### The task
In your copy, leave out the pictures; write out all the data exactly.

^^^^

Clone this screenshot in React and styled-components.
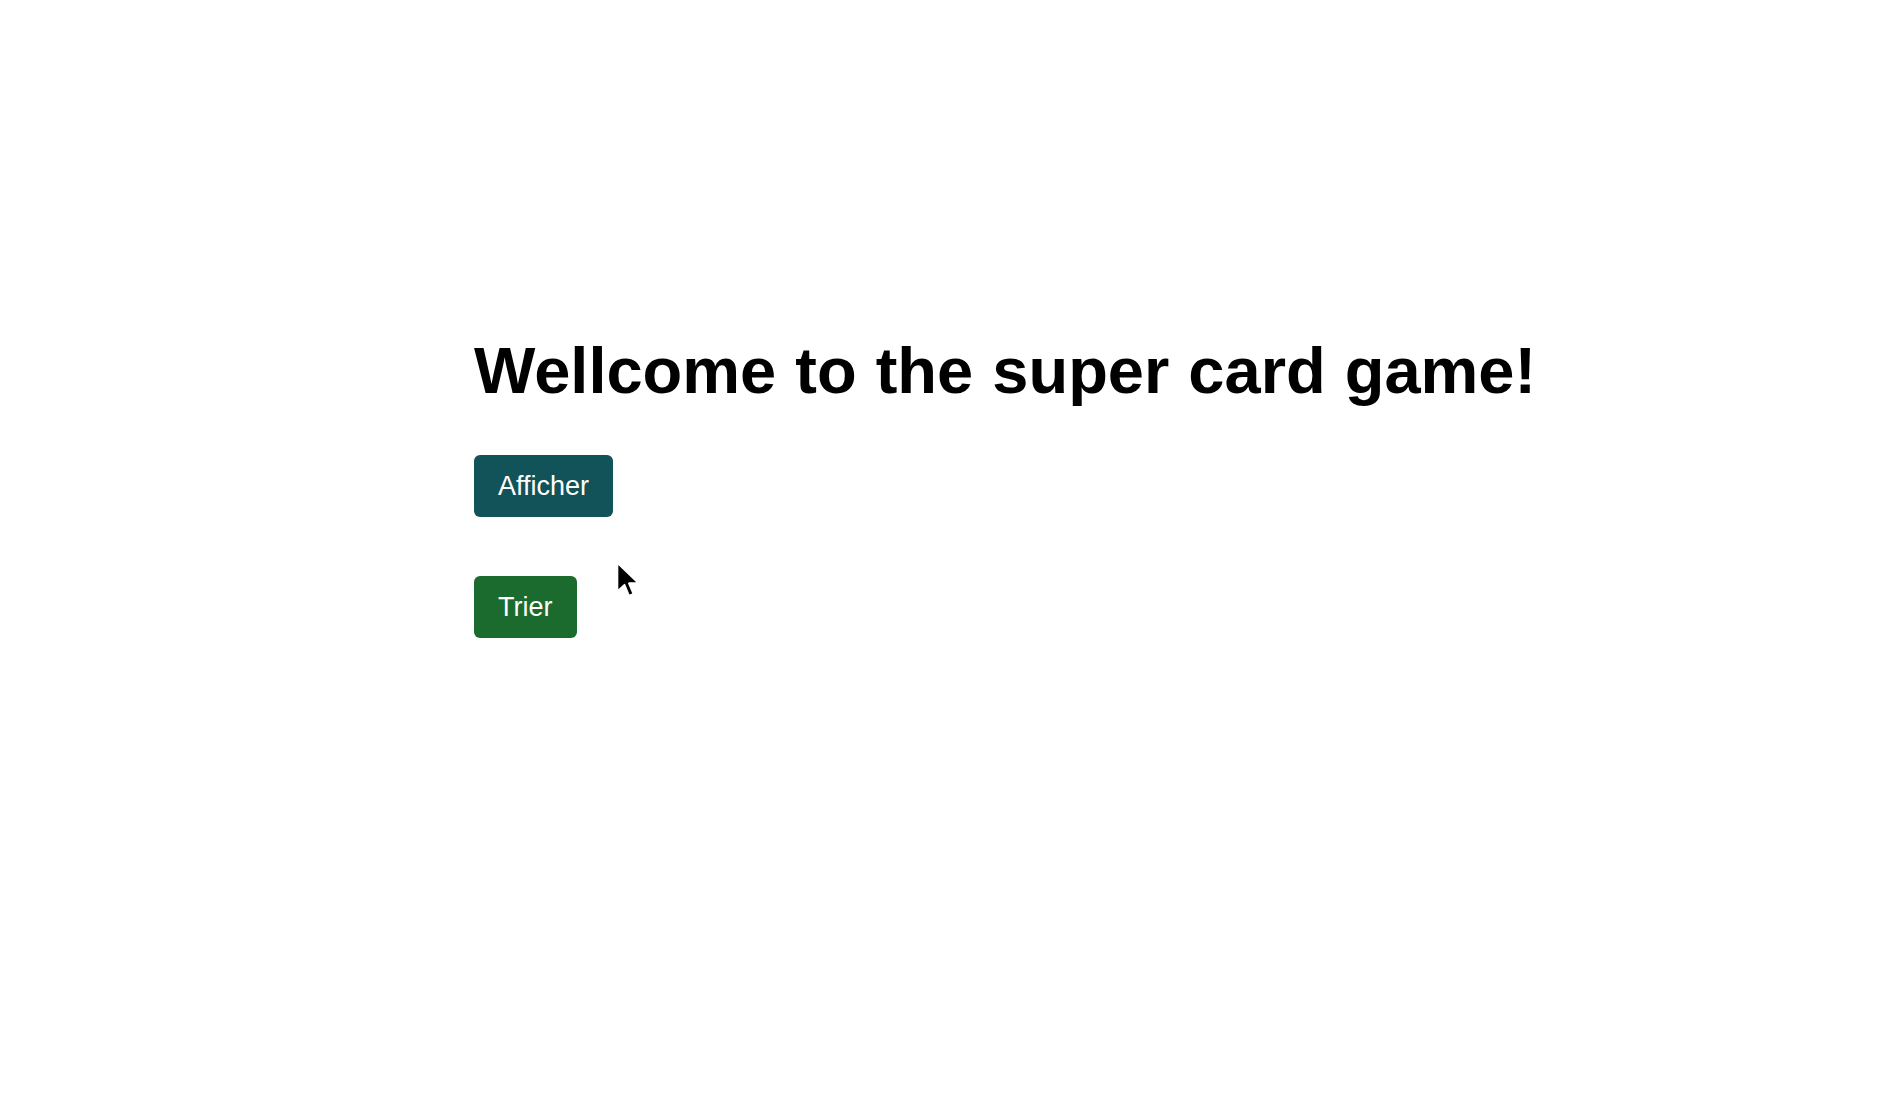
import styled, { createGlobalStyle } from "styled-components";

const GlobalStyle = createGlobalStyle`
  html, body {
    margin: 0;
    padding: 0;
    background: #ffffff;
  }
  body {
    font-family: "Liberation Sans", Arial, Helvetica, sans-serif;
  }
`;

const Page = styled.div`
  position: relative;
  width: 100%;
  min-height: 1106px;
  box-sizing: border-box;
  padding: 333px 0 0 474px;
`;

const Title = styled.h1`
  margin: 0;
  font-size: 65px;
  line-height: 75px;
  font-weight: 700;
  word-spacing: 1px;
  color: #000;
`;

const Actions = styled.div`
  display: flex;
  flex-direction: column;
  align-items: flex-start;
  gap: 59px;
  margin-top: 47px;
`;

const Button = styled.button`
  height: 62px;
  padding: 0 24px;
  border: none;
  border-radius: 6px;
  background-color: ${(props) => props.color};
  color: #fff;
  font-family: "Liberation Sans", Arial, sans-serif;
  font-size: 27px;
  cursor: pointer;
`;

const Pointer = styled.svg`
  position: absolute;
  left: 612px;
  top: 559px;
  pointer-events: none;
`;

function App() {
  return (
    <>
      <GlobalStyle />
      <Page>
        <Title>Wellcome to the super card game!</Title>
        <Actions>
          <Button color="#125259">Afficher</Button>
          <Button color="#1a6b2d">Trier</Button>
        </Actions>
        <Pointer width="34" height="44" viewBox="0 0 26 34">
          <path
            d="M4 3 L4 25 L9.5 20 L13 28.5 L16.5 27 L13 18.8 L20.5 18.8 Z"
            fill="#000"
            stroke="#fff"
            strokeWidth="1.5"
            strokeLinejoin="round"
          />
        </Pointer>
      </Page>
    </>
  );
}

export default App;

^^^^

### Exercise output
Clone this screenshot in React and styled-components.
import styled, { createGlobalStyle } from "styled-components";

const GlobalStyle = createGlobalStyle`
  html, body {
    margin: 0;
    padding: 0;
    background: #ffffff;
  }
  body {
    font-family: "Liberation Sans", Arial, Helvetica, sans-serif;
  }
`;

const Page = styled.div`
  position: relative;
  width: 100%;
  min-height: 1106px;
  box-sizing: border-box;
  padding: 333px 0 0 474px;
`;

const Title = styled.h1`
  margin: 0;
  font-size: 65px;
  line-height: 75px;
  font-weight: 700;
  word-spacing: 1px;
  color: #000;
`;

const Actions = styled.div`
  display: flex;
  flex-direction: column;
  align-items: flex-start;
  gap: 59px;
  margin-top: 47px;
`;

const Button = styled.button`
  height: 62px;
  padding: 0 24px;
  border: none;
  border-radius: 6px;
  background-color: ${(props) => props.color};
  color: #fff;
  font-family: "Liberation Sans", Arial, sans-serif;
  font-size: 27px;
  cursor: pointer;
`;

const Pointer = styled.svg`
  position: absolute;
  left: 612px;
  top: 559px;
  pointer-events: none;
`;

function App() {
  return (
    <>
      <GlobalStyle />
      <Page>
        <Title>Wellcome to the super card game!</Title>
        <Actions>
          <Button color="#125259">Afficher</Button>
          <Button color="#1a6b2d">Trier</Button>
        </Actions>
        <Pointer width="34" height="44" viewBox="0 0 26 34">
          <path
            d="M4 3 L4 25 L9.5 20 L13 28.5 L16.5 27 L13 18.8 L20.5 18.8 Z"
            fill="#000"
            stroke="#fff"
            strokeWidth="1.5"
            strokeLinejoin="round"
          />
        </Pointer>
      </Page>
    </>
  );
}

export default App;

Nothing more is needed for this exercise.